I wouldn’t wish the harsh conditions of that trip on modern sailors, but I am all for anything that gets people clued in to their compass bearings and travel trajectories without high-tech and often mindless guidance. 

“Is that north or south of here?” I’ve asked motel clerks and gas station attendants about a particular address I’m seeking in my GPS-less travels.

“Well, it’s that way,” comes the most frequent reply, accompanied by a pointed finger, and I realize that north, south, east, and west are not familiar coordinates to many people otherwise thoroughly attuned to the local lay of their land.

To be fair, I haven’t always been attuned to compass points either, not to mention anything more abstract than my own sweet turf. In fact, it was not until I was a young adult, lazing on a float in my parents’ pool on a late summer’s visit home, and watching the sun dip below the roofline – with a chilling shadow sliding across the water – that I first realized that my childhood home faced due west. It struck me as odd at the time that I’d been oblivious to this simple fact, especially since I’d begun to be schooled in geology and certainly in compass work. But like so many, I’d grown up thinking and navigating in terms of other coordinates, based on familiar streets, rights and lefts, and reference points such as my school, the homes of friends, the nearest playground, and the local shopping plaza. 

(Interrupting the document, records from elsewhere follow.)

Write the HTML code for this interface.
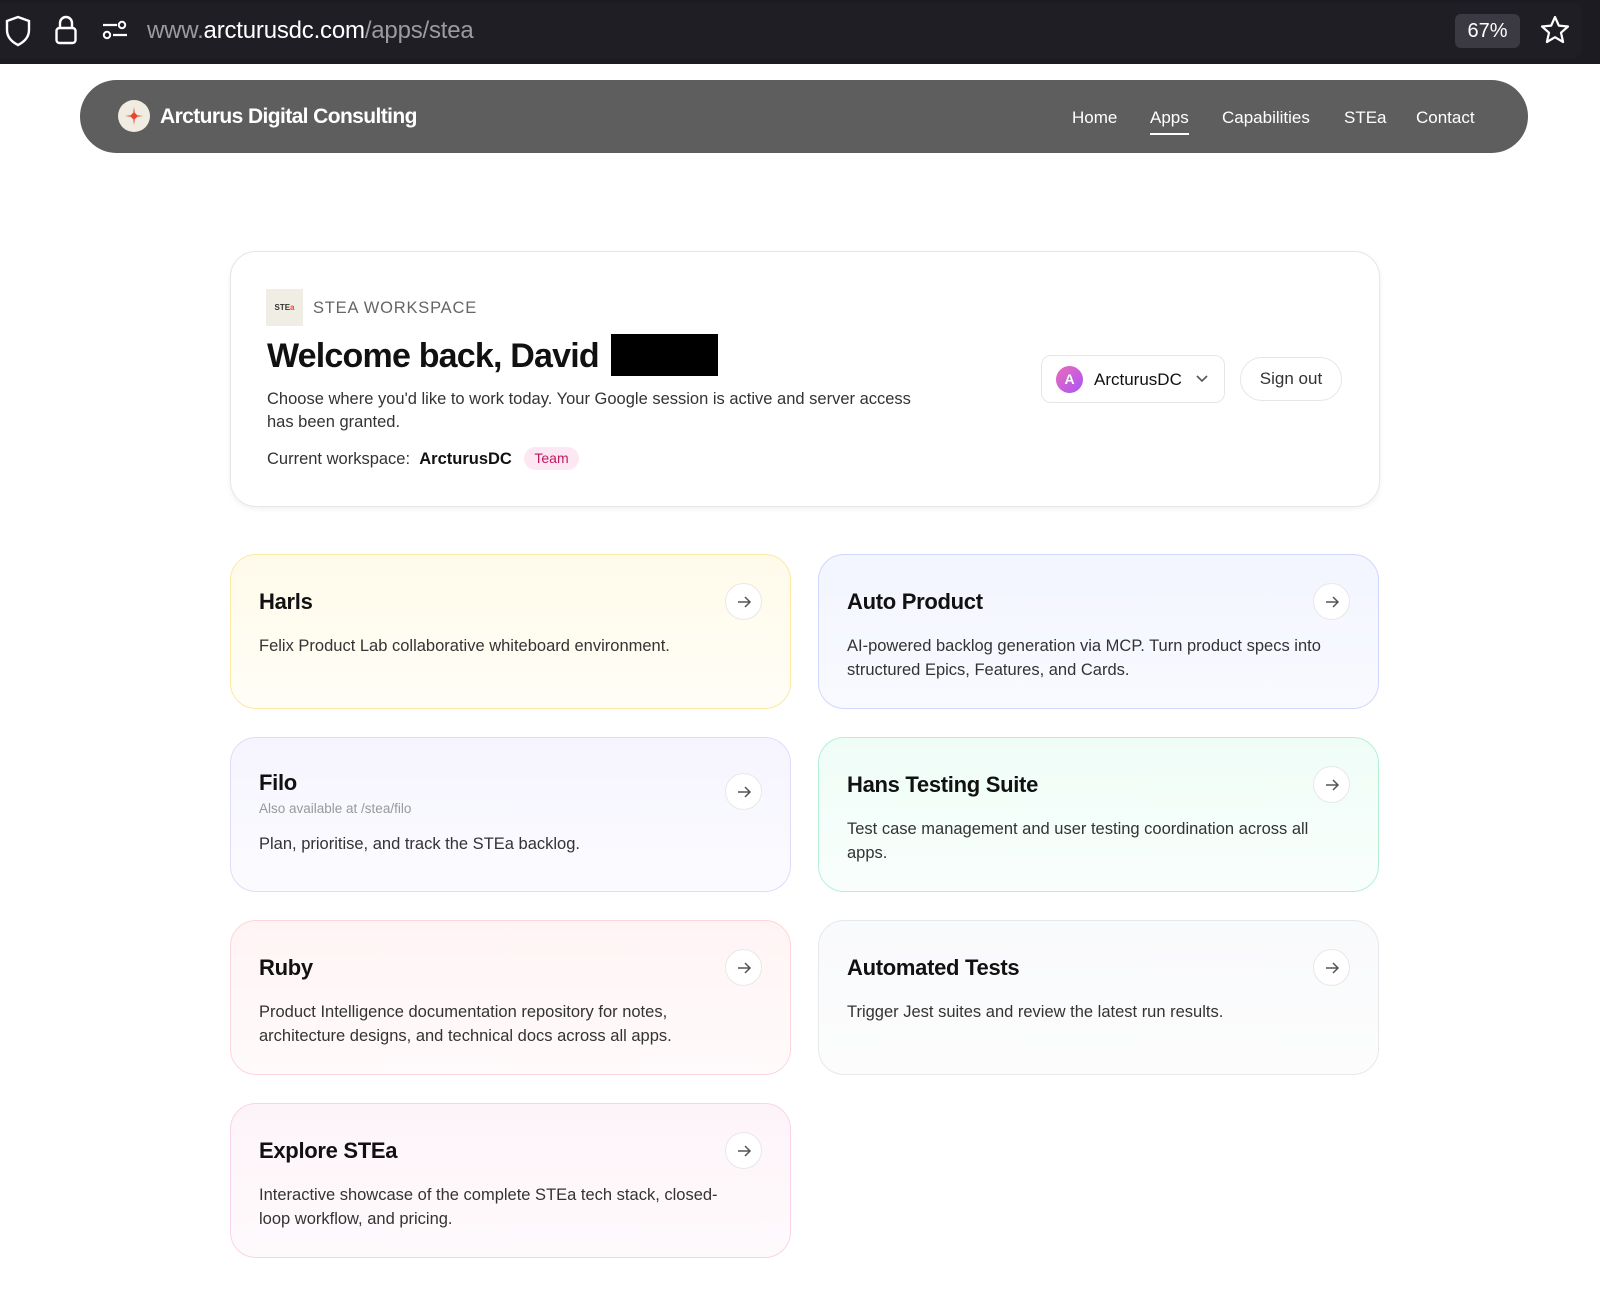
<!DOCTYPE html>
<html><head><meta charset="utf-8">
<style>
*{box-sizing:border-box;margin:0;padding:0}
body{width:1600px;height:1309px;background:#fff;font-family:"Liberation Sans",Arial,sans-serif;position:relative;overflow:hidden;color:#111}
.abs{position:absolute}
.bar{left:0;top:0;width:1600px;height:64px;background:#1c1b21}
.barin{left:0;top:3px;width:1582px;height:55px;background:#1f1e25;border-radius:0 8px 8px 0}
.url{left:147px;top:17px;font-size:24px;color:#9a9aa0;letter-spacing:-0.2px}
.url b{color:#fff;font-weight:normal}
.zoomb{left:1455px;top:14px;width:65px;height:34px;background:#3b3a42;border-radius:6px;color:#fff;font-size:20px;text-align:center;line-height:34px}
.nav{left:80px;top:80px;width:1448px;height:73px;background:#5e5e5e;border-radius:37px}
.logo{left:118px;top:100px;width:32px;height:32px;border-radius:50%;background:#f1ece2}
.brand{left:160px;top:105px;font-size:21px;font-weight:bold;color:#fff;letter-spacing:-0.6px}
.nl{top:108px;font-size:17px;color:#fff}
.wc{left:230px;top:251px;width:1150px;height:256px;border:1px solid #e6e6e6;border-radius:26px;box-shadow:0 2px 6px rgba(0,0,0,.06)}
.card{position:absolute;width:561px;height:155px;border-radius:26px;border:1.5px solid}
.card h3{position:absolute;left:28px;top:34px;font-size:22px;font-weight:bold;color:#111;letter-spacing:-0.3px}
.card p{position:absolute;left:28px;top:80px;width:480px;font-size:16.5px;line-height:23.5px;color:#333}
.arr{position:absolute;right:28px;top:28px;width:37px;height:37px;border-radius:50%;background:#fff;border:1px solid #e8e8e8}
.arr svg{position:absolute;left:10px;top:10px}
</style></head><body>
<div class="abs bar"></div>
<div class="abs barin"></div>
<svg class="abs" style="left:4px;top:15px" width="28" height="32" viewBox="0 0 28 32"><path d="M14 2 L25 6 V15 C25 22 20 27 14 30 C8 27 3 22 3 15 V6 Z" fill="none" stroke="#fff" stroke-width="2.4"/></svg>
<svg class="abs" style="left:53px;top:14px" width="26" height="32" viewBox="0 0 26 32"><path d="M7 14 V9 A6 6 0 0 1 19 9 V14" fill="none" stroke="#fff" stroke-width="2.4"/><rect x="3.5" y="14" width="19" height="15" rx="3" fill="none" stroke="#fff" stroke-width="2.4"/></svg>
<svg class="abs" style="left:101px;top:19px" width="28" height="22" viewBox="0 0 28 22"><path d="M2 6 H16 M12 16 H26" stroke="#fff" stroke-width="2.2"/><circle cx="21" cy="6" r="3.2" fill="none" stroke="#fff" stroke-width="2"/><circle cx="6" cy="16" r="3.2" fill="none" stroke="#fff" stroke-width="2"/></svg>
<div class="abs url">www.<b>arcturusdc.com</b>/apps/stea</div>
<div class="abs zoomb">67%</div>
<svg class="abs" style="left:1540px;top:15px" width="30" height="30" viewBox="0 0 30 30"><path d="M15 2 L18.8 10.6 L28 11.5 L21 17.7 L23.1 27 L15 22.2 L6.9 27 L9 17.7 L2 11.5 L11.2 10.6 Z" fill="none" stroke="#fff" stroke-width="2.2" stroke-linejoin="round"/></svg>

<div class="abs nav"></div>
<div class="abs logo"></div>
<svg class="abs" style="left:118px;top:100px" width="32" height="32" viewBox="0 0 32 32"><path d="M16 7 L17 15 L25 16 L17 17 L16 25 L15 17 L7 16 L15 15 Z" fill="#e8452c"/><circle cx="16" cy="16" r="3" fill="#e8452c"/></svg>
<div class="abs brand">Arcturus Digital Consulting</div>
<div class="abs nl" style="left:1072px">Home</div>
<div class="abs nl" style="left:1150px">Apps</div>
<div class="abs" style="left:1150px;top:133px;width:39px;height:2px;background:#fff"></div>
<div class="abs nl" style="left:1222px">Capabilities</div>
<div class="abs nl" style="left:1344px">STEa</div>
<div class="abs nl" style="left:1416px">Contact</div>

<div class="abs wc"></div>
<div class="abs" style="left:266px;top:289px;width:37px;height:37px;background:#f0ede5;font-size:8px;font-weight:bold;line-height:37px;text-align:center;color:#333">STE<span style="color:#e8452c">a</span></div>
<div class="abs" style="left:313px;top:299px;font-size:16.5px;color:#666;letter-spacing:0.8px">STEA WORKSPACE</div>
<div class="abs" style="left:267px;top:337px;font-size:34px;font-weight:bold;letter-spacing:-0.8px;color:#111">Welcome back, David</div>
<div class="abs" style="left:611px;top:334px;width:107px;height:42px;background:#000"></div>
<div class="abs" style="left:267px;top:388px;width:660px;font-size:16.5px;line-height:23px;color:#333">Choose where you'd like to work today. Your Google session is active and server access has been granted.</div>
<div class="abs" style="left:267px;top:450px;font-size:16.5px;color:#333">Current workspace:&nbsp; <b style="color:#111">ArcturusDC</b></div>
<div class="abs" style="left:524px;top:447px;width:55px;height:23px;border-radius:12px;background:#fce7f3;color:#be185d;font-size:14px;text-align:center;line-height:23px">Team</div>

<div class="abs" style="left:1041px;top:355px;width:184px;height:48px;border:1px solid #e6e6e6;border-radius:10px;background:#fff"></div>
<div class="abs" style="left:1056px;top:366px;width:27px;height:27px;border-radius:50%;background:linear-gradient(135deg,#ec6cb9,#a855f7);color:#fff;font-size:14px;font-weight:bold;text-align:center;line-height:27px">A</div>
<div class="abs" style="left:1094px;top:370px;font-size:17px;color:#111">ArcturusDC</div>
<svg class="abs" style="left:1195px;top:374px" width="14" height="10" viewBox="0 0 14 10"><path d="M2 2 L7 7 L12 2" fill="none" stroke="#555" stroke-width="1.6"/></svg>
<div class="abs" style="left:1240px;top:357px;width:102px;height:44px;border:1px solid #e6e6e6;border-radius:22px;background:#fff;font-size:17px;color:#333;text-align:center;line-height:42px">Sign out</div>

<div class="card" style="left:230px;top:554px;border-color:#fde9a0;background:linear-gradient(#fffbeb,#fffdf6)"><h3>Harls</h3><p>Felix Product Lab collaborative whiteboard environment.</p><div class="arr"><svg width="16" height="16" viewBox="0 0 16 16"><path d="M2 8 H14 M9 3 L14 8 L9 13" fill="none" stroke="#555" stroke-width="1.5"/></svg></div></div>
<div class="card" style="left:818px;top:554px;border-color:#cfd8fc;background:linear-gradient(#f3f5ff,#f9faff)"><h3>Auto Product</h3><p style="width:500px">AI-powered backlog generation via MCP. Turn product specs into structured Epics, Features, and Cards.</p><div class="arr"><svg width="16" height="16" viewBox="0 0 16 16"><path d="M2 8 H14 M9 3 L14 8 L9 13" fill="none" stroke="#555" stroke-width="1.5"/></svg></div></div>
<div class="card" style="left:230px;top:737px;border-color:#e0dbfb;background:linear-gradient(#f6f5ff,#fbfbff)"><h3 style="top:32px">Filo</h3><div style="position:absolute;left:28px;top:63px;font-size:13.5px;color:#999">Also available at /stea/filo</div><p style="top:95px">Plan, prioritise, and track the STEa backlog.</p><div class="arr" style="top:35px"><svg width="16" height="16" viewBox="0 0 16 16"><path d="M2 8 H14 M9 3 L14 8 L9 13" fill="none" stroke="#555" stroke-width="1.5"/></svg></div></div>
<div class="card" style="left:818px;top:737px;border-color:#b5f0d6;background:linear-gradient(#effdf7,#f9fefc)"><h3>Hans Testing Suite</h3><p style="width:475px">Test case management and user testing coordination across all apps.</p><div class="arr"><svg width="16" height="16" viewBox="0 0 16 16"><path d="M2 8 H14 M9 3 L14 8 L9 13" fill="none" stroke="#555" stroke-width="1.5"/></svg></div></div>
<div class="card" style="left:230px;top:920px;border-color:#fdd5dc;background:linear-gradient(#fff4f5,#fffafb)"><h3>Ruby</h3><p style="width:460px">Product Intelligence documentation repository for notes, architecture designs, and technical docs across all apps.</p><div class="arr"><svg width="16" height="16" viewBox="0 0 16 16"><path d="M2 8 H14 M9 3 L14 8 L9 13" fill="none" stroke="#555" stroke-width="1.5"/></svg></div></div>
<div class="card" style="left:818px;top:920px;border-color:#e6e8ec;background:linear-gradient(#f9fafb,#fcfcfd)"><h3>Automated Tests</h3><p>Trigger Jest suites and review the latest run results.</p><div class="arr"><svg width="16" height="16" viewBox="0 0 16 16"><path d="M2 8 H14 M9 3 L14 8 L9 13" fill="none" stroke="#555" stroke-width="1.5"/></svg></div></div>
<div class="card" style="left:230px;top:1103px;border-color:#fad3e8;background:linear-gradient(#fdf4f9,#fefafc)"><h3>Explore STEa</h3><p style="width:475px">Interactive showcase of the complete STEa tech stack, closed-&#8203;loop workflow, and pricing.</p><div class="arr"><svg width="16" height="16" viewBox="0 0 16 16"><path d="M2 8 H14 M9 3 L14 8 L9 13" fill="none" stroke="#555" stroke-width="1.5"/></svg></div></div>
</body></html>
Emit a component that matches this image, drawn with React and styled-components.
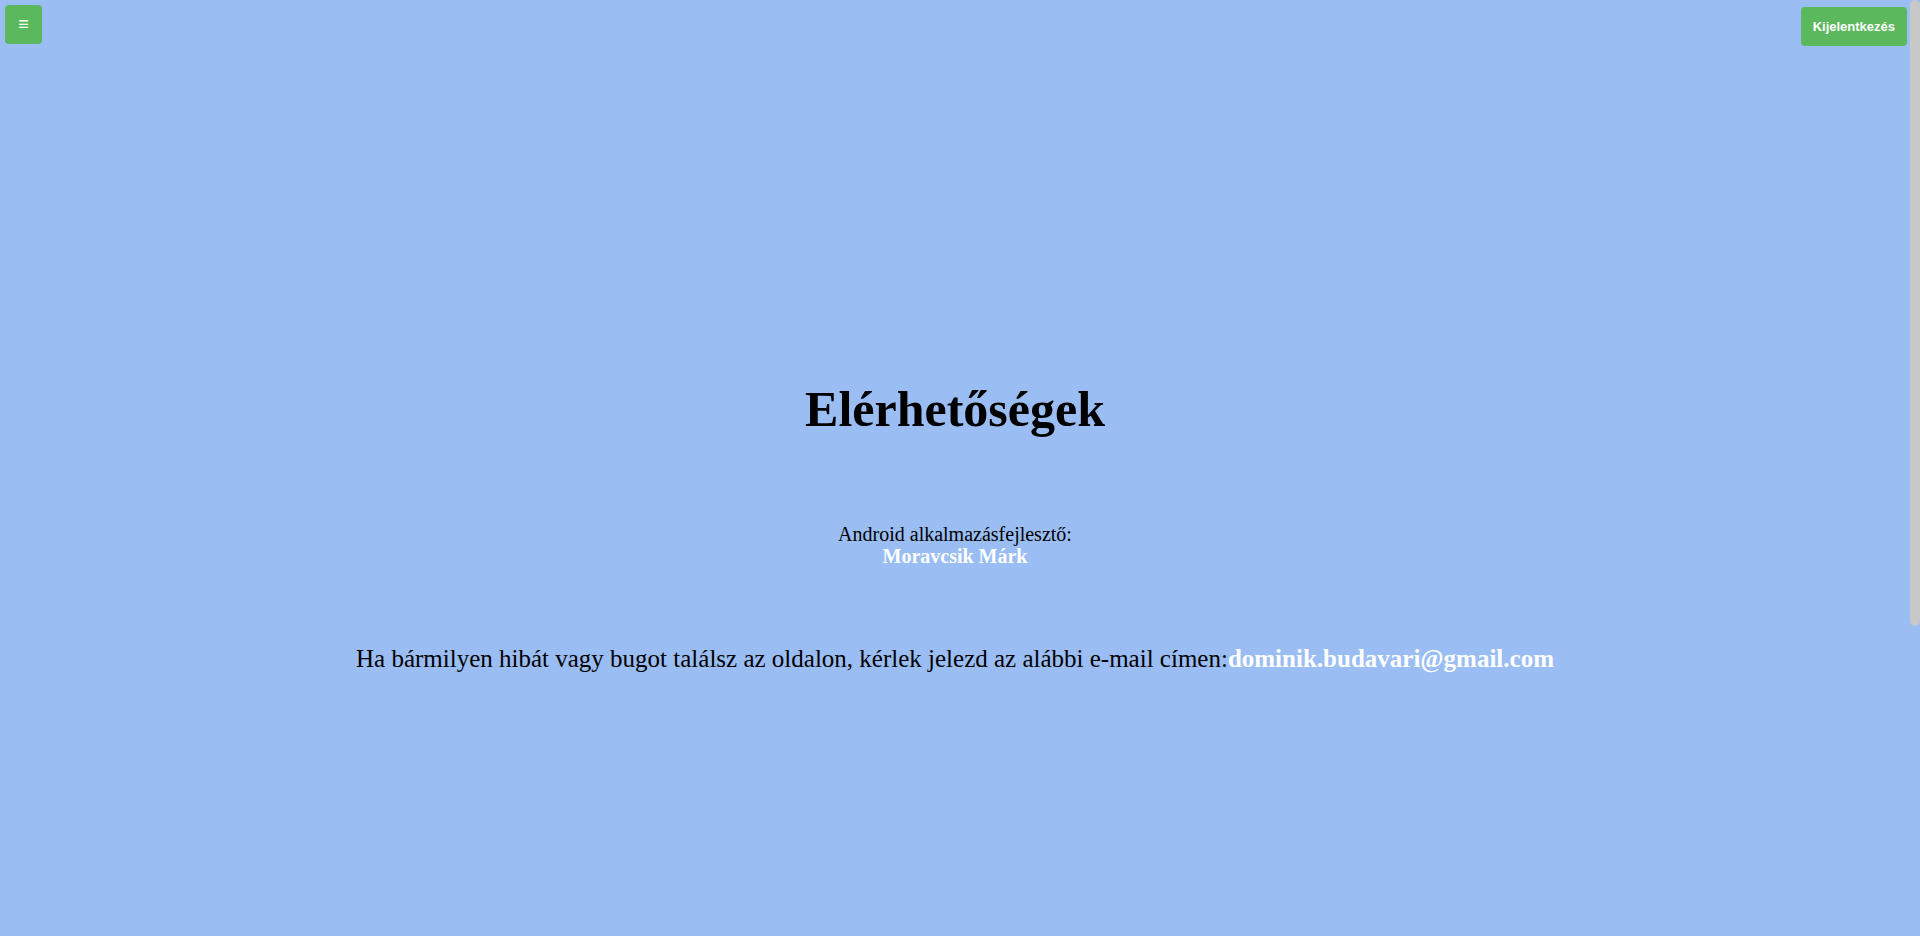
import React from "react";
import styled, { createGlobalStyle } from "styled-components";

const Global = createGlobalStyle`
  html, body { margin: 0; padding: 0; }
  body {
    background: #9abdf3;
    font-family: "Liberation Serif", "Times New Roman", serif;
    color: #000;
    overflow: hidden;
  }
`;

const Page = styled.div`
  height: 936px;
  margin-right: 10px;
`;

const TopBar = styled.header`
  display: flex;
  justify-content: space-between;
  align-items: flex-start;
  padding: 5px 3px 0 5px;
`;

const GreenButton = styled.button`
  background: #5cb85c;
  color: #fff;
  border: none;
  border-radius: 4px;
  font-family: "Liberation Sans", Arial, sans-serif;
  font-weight: bold;
  cursor: pointer;
  height: 39px;
  padding: ${(p) => (p.$icon ? "0" : "0 12px")};
  width: ${(p) => (p.$icon ? "37px" : "auto")};
  font-size: ${(p) => (p.$icon ? "18px" : "13px")};
  margin-top: ${(p) => (p.$icon ? "0" : "2px")};
`;

const Main = styled.main`
  display: flex;
  flex-direction: column;
  align-items: center;
  text-align: center;
  padding-top: 334px;
`;

const Title = styled.h1`
  font-size: 50px;
  font-weight: bold;
  margin: 0 0 85px;
`;

const Role = styled.p`
  font-size: 20px;
  margin: 0;
  line-height: 22px;
`;

const Name = styled.strong`
  display: block;
  color: #fff;
  font-size: 20px;
`;

const Report = styled.p`
  font-size: 25px;
  margin: 78px 0 0;
`;

const Email = styled.strong`
  color: #fff;
`;

const ScrollRail = styled.div`
  position: fixed;
  top: 0;
  right: 0;
  width: 10px;
  height: 100%;
`;

const ScrollThumb = styled.div`
  width: 10px;
  height: 626px;
  background: #c8c8c8;
  border-radius: 5px;
`;

export default function App() {
  return (
    <>
      <Global />
      <Page>
        <TopBar>
          <GreenButton $icon>≡</GreenButton>
          <GreenButton>Kijelentkezés</GreenButton>
        </TopBar>
        <Main>
          <Title>Elérhetőségek</Title>
          <Role>
            Android alkalmazásfejlesztő:
            <Name>Moravcsik Márk</Name>
          </Role>
          <Report>
            Ha bármilyen hibát vagy bugot találsz az oldalon, kérlek jelezd az alábbi e-mail címen:
            <Email>dominik.budavari@gmail.com</Email>
          </Report>
        </Main>
      </Page>
      <ScrollRail>
        <ScrollThumb />
      </ScrollRail>
    </>
  );
}
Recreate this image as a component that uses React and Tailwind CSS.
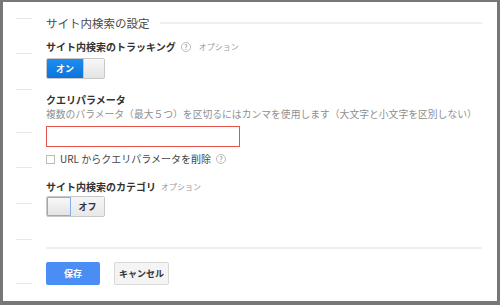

One day, when a car pulled alongside me on my small bike and the driver asked for directions to a Rochester, N.Y., landmark, I told him to drive to Kathy’s house, turn left, and then turn right at my school, and so forth. He smiled wanly, tipped his hat, and drove on to more helpful directions, one hopes.

All the while, the sun moved overhead in the deeply familiar curvature I never fully attended. 

I’ve long since become accustomed to finding my bearings on travels in unfamiliar territory by the sun’s position. And now I’d love to sit in on a class at the academy to learn to navigate by the moon and stars. It’s a skill I’ll likely never need to draw upon. Yet just knowing how would connect me, in a new and profound way, to the historical arc of human experience on this planet. 

As for modern sailors, it might just bring them safely home one day, if all else fails.